• [The data]
────────────────
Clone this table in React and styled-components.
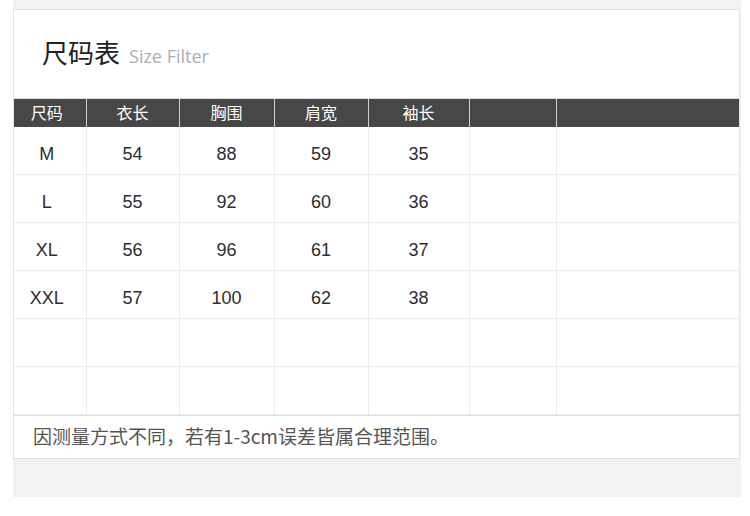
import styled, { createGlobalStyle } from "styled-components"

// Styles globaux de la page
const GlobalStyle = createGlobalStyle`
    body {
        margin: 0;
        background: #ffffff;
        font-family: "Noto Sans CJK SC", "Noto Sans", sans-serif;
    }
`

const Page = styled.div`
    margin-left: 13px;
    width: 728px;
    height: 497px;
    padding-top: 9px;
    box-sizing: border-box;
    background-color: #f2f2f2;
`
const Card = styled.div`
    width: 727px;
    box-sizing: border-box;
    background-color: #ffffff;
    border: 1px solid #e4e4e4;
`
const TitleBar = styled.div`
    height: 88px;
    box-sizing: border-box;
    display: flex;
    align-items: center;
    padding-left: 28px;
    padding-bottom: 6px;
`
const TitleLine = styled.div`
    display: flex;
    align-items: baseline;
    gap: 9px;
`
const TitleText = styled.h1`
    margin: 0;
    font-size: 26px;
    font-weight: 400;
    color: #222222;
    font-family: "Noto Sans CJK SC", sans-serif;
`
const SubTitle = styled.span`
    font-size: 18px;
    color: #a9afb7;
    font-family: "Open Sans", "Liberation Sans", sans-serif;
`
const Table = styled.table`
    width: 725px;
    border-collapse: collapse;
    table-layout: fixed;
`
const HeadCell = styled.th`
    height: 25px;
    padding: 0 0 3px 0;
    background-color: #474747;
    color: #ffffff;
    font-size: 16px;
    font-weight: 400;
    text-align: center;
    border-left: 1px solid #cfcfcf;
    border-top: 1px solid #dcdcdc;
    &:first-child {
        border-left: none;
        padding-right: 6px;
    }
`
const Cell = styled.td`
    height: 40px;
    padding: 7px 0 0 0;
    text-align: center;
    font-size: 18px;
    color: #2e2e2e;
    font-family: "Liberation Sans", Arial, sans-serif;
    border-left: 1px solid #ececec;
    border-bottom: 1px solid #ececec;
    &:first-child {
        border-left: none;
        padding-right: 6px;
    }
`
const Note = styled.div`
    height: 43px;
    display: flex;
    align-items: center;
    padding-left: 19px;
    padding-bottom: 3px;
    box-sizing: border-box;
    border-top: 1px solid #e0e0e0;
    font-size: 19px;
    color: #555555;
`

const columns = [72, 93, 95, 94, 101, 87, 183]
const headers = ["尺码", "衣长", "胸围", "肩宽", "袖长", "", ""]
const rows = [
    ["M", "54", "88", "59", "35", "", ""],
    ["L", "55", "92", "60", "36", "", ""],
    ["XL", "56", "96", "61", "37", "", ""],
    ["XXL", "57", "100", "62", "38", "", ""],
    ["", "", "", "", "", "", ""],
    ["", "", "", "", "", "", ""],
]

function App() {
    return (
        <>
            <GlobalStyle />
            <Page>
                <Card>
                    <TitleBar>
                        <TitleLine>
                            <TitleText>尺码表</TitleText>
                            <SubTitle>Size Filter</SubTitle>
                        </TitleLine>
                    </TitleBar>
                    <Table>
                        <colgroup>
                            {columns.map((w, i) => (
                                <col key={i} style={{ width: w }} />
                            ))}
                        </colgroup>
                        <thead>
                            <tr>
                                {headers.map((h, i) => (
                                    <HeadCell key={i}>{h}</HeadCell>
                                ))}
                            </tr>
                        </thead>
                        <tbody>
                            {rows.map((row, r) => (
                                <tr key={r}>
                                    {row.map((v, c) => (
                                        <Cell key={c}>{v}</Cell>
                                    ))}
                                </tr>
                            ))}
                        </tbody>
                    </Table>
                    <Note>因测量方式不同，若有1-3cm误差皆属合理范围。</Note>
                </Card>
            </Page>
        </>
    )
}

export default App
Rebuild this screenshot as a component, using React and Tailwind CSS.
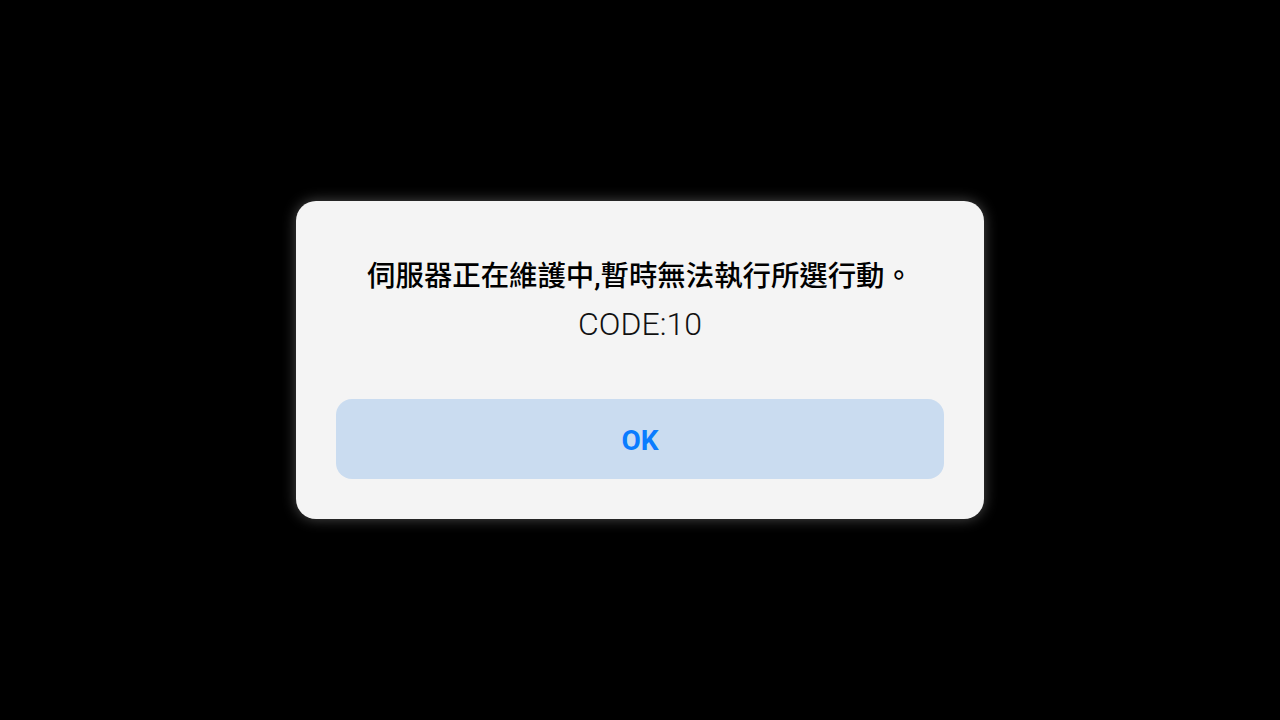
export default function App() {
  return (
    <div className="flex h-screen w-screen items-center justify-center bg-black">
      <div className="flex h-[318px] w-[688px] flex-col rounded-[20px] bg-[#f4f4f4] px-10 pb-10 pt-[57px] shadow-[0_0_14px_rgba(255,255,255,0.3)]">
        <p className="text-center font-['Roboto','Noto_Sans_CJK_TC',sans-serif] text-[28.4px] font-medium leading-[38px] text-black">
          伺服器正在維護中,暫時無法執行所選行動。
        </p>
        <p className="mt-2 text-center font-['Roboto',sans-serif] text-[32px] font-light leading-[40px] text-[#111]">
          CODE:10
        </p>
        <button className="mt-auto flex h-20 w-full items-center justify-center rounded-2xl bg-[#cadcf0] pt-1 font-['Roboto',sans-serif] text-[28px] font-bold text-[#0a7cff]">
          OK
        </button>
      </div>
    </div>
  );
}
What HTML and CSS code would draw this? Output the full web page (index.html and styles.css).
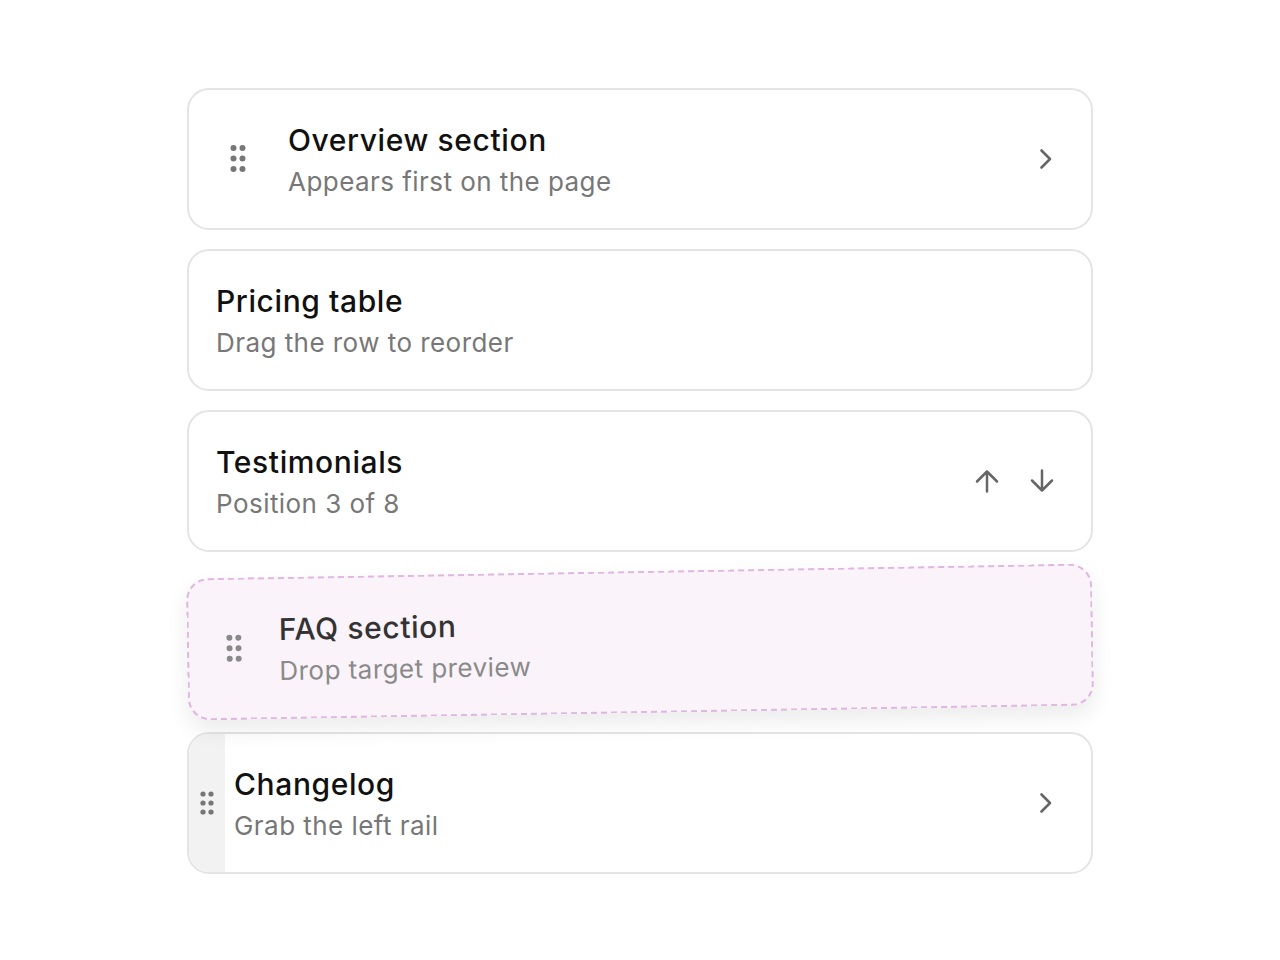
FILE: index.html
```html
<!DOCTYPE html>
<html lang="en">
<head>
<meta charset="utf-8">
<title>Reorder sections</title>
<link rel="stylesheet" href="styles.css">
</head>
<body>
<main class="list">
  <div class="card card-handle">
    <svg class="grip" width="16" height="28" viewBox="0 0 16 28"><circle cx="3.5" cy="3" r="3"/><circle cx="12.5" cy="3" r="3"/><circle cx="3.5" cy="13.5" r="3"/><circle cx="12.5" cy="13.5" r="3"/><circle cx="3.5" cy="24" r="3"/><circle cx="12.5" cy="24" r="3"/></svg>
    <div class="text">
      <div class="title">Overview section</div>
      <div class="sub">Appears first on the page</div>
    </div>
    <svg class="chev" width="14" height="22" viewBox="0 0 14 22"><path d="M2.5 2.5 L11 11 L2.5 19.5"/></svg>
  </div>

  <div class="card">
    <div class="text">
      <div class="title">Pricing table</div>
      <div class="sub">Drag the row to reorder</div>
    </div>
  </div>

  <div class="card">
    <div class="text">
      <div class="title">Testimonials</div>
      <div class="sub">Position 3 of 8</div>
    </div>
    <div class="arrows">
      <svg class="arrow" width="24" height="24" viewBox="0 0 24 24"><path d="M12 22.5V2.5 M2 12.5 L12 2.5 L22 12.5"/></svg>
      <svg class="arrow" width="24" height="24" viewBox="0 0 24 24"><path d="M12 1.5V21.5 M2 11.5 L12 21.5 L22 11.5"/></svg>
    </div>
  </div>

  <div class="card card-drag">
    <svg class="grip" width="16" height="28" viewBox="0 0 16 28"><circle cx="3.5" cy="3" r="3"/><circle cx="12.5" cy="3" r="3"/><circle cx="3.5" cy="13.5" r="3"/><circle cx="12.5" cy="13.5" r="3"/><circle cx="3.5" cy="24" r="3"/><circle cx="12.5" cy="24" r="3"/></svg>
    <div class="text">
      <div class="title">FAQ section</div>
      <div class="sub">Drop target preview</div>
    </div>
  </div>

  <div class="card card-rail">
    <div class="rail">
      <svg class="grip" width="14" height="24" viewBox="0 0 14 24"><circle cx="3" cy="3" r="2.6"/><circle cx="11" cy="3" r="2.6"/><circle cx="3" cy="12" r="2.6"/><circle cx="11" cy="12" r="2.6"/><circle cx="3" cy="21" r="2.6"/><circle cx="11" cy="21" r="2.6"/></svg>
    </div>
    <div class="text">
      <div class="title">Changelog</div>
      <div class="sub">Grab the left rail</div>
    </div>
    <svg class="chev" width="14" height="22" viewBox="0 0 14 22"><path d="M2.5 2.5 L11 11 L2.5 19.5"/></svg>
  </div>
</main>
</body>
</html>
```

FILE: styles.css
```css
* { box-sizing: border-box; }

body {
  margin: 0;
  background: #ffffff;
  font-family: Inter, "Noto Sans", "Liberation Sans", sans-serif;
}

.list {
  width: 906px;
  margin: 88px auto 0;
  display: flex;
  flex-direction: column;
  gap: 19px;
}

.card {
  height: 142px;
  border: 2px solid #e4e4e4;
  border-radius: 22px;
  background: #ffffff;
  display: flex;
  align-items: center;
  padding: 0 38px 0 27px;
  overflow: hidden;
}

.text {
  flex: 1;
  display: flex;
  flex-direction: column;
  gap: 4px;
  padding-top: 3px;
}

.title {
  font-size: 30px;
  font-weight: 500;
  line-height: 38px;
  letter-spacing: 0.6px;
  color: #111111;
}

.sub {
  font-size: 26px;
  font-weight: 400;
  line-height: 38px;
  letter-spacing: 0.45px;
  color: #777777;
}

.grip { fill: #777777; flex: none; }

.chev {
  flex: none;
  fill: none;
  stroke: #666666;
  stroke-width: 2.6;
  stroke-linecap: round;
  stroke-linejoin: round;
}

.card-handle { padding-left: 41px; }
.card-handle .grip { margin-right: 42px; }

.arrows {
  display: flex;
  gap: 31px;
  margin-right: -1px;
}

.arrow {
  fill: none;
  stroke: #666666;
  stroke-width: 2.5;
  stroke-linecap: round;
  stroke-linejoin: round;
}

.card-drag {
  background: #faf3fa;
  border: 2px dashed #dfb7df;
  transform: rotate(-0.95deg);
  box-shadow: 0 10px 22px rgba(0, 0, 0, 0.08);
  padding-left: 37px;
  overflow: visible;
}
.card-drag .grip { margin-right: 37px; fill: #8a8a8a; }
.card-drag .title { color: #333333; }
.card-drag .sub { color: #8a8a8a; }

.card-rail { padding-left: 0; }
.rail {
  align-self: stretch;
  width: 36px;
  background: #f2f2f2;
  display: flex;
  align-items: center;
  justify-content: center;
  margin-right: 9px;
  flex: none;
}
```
────────────────
• [Task statement]
Report all lines of the data that include the word "this".

• [Task answer]
Clone this table in React and styled-components.
Rebuild this screenshot as a component, using React and Tailwind CSS.
What HTML and CSS code would draw this? Output the full web page (index.html and styles.css).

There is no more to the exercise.